Harlan Cleveland advanced the interesting thesis that regional approach to security, while seeming to make all the sense in the world and did to a limited extent, was not proving to be what we had expected of it. Somehow nations are much readier to contribute forces to the solution of problems far from their boundaries than they are near home. India, for instance, has contributed a brigade in Africa but we would be fortunate indeed to get a couple of companies from India in any action which might eventuate with respect to Laos, even though the fate of Laos is of more immediate concern to India. We, too, in recent years with a notable exception or two have not felt free to engage our forces in Latin America. It seems that today security is best served by considerable cross-breeding.

One member (whom I did not know) expressed the view that while attempting to understand the rather widespread disillusionment with the UN characteristic of our European friends, we must resolutely carry on with our own belief in the UN despite their attempts to deflect us. Time, he felt, would prove that such a course would in the long run be very much in the interest of our European friends as well as in ours and that of the whole world community.

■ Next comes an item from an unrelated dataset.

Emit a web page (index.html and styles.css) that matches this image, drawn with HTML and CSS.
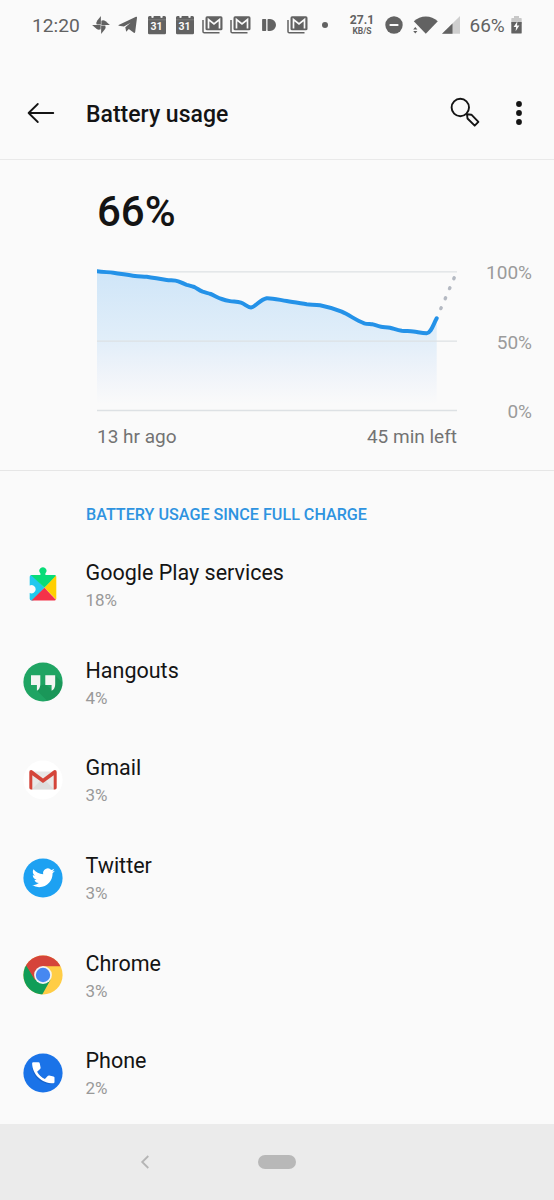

Considerable discussion was held concerning the mechanics of keeping our officers in the field adequately educated with regard to UN matters in other than their immediate areas so that they could in turn educate their hosts and solicit views from them. The opinion was expressed that we would do well to do more soliciting and less arm-twisting.

The meeting ended with the observation that perhaps the best advertisement of the virtues of the UN with regard to our interests lay in the fact that the Soviets did not like the UN and were doing everything in their power to make it ineffective.

  1. Source: National Archives and Records Administration, RG 59, Central Files 1960–63, 310/1–661. Confidential. Copies were sent to Deputy Assistant Secretary of State for Economic Affairs Avery F. Peterson, all Advisers, and Officer Directors.